The other serious obstacle is that the Russian oil and gas industry, traditionally oriented toward the country's western market, lacks the necessary transport and refinery infrastructure in Eastern Siberia and Far Eastern Russia. The bottlenecks this causes lead to energy shortages within the Russian Far East. Meanwhile, many experts consider the production cost of the new oilfields in Siberia—namely the West Sakha oil basin—far above any reasonable level. Given all these considerations, one could assume that Russia cannot be a serious consideration in terms of supplying China with oil in the near future. Furthermore, Chinese investment in Russian oilfields is very unlikely.
However, there is another equally, or perhaps even more important consideration that prevents China from being oriented—both financially and strategically—to the Russian energy base. This is the fact that China is reluctant to add energy dependency to its already existing political and security linkages with Russia.
At present, Russia and China are considering only one substantial energy deal—the extraction and transportation of gas from the Kovytkinskoye gasfield in the Irkutsk oblast of Eastern Siberia. The project includes plans to build a 3000-kilometer pipeline running through Mongolia all the way to the eastern coast of the Shandong province of China. The pipeline project was supposed include Japanese and Korean firms as participating investors, with the terminus of the pipeline in Japan and Korea.
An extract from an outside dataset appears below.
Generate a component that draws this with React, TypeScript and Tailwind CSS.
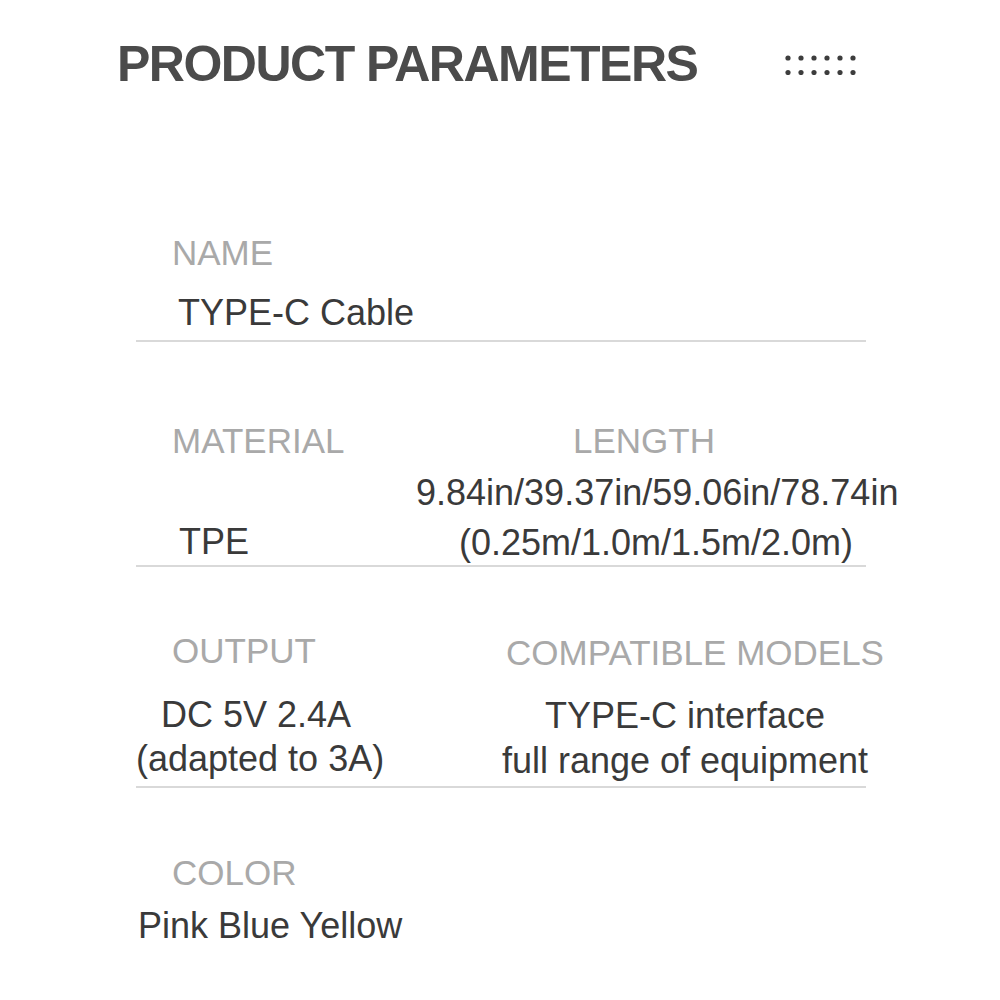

Although no substantial progress on investment has been achieved recently, the project is supposed to provide for almost 40 percent of China's total demand for natural gas. Notwithstanding this substantial share, this plan could be considered strategically safe, given the relatively small proportion of natural gas in China's total energy consumption.
Central Asian Supplies
Compared to Russia, Central Asian oil resources seem more promising for China. The estimated oil reserves of the Caspian Basin are quite substantial—possibly as great as 200 billion barrels—though most industry analysts support a more conservative estimate of 90 billion barrels.
China's deal with Kazakhstan—in which the CNPC outbid Russian and U.S. competitors, including Texaco and Amoco—is remarkable in many respects. Under the terms of the contract, China will acquire the right to develop two oilfields (Aktuibinsk and Uzen) in exchange for its commitment to build a 3,000-kilometer pipeline from the oilfields to the Xinjiang province of China, and a 250-kilometer pipeline to the border of Iran (via Turkmenistan).
Many experts speculate over the true intentions of the Chinese in participating in these pipeline projects. The uncertainty over the real capacity of the Kazakhstan oilfields, as well as the tremendous cost of the project, which is estimated at $9 billion, are the main reasons for such speculation.
Recent information regarding Chinese plans for this project is rather encouraging. According to Wu Yaowen, vice president of CNPC, the 482 kilometer-long domestic section of the Kazakhstan pipeline—from Korla to Shanshan in Xinjiang—has already been completed. Furthermore, construction of the pipeline from Shanshan to Luoyang in Henan province, and Pengzhou in Sichuan province, is in full swing. The CNPC official also said, "when completed in eight years, the pipeline is expected to transport 25 mt (480 kilobarrels/day) of crude from Kazakhstan to China annually."
However, progress on the construction of what is strategically the most important part of the pipeline—the section extending from Shanshan to the Kazakhstan border—has not yet been reported.
When viewed from a long-term perspective, indications of the priority China places on finishing this project with Kazakhstan are quite visible. First, the projected pipeline to Kazakhstan is well matched with the long awaited pipeline network to be built inside China. It is hoped that this network will help solve the chronic infrastructure bottlenecks in China's energy system—primarily the gap between the Xinjiang oil and gas bases in western China and the main consumers in the country's eastern and maritime provinces.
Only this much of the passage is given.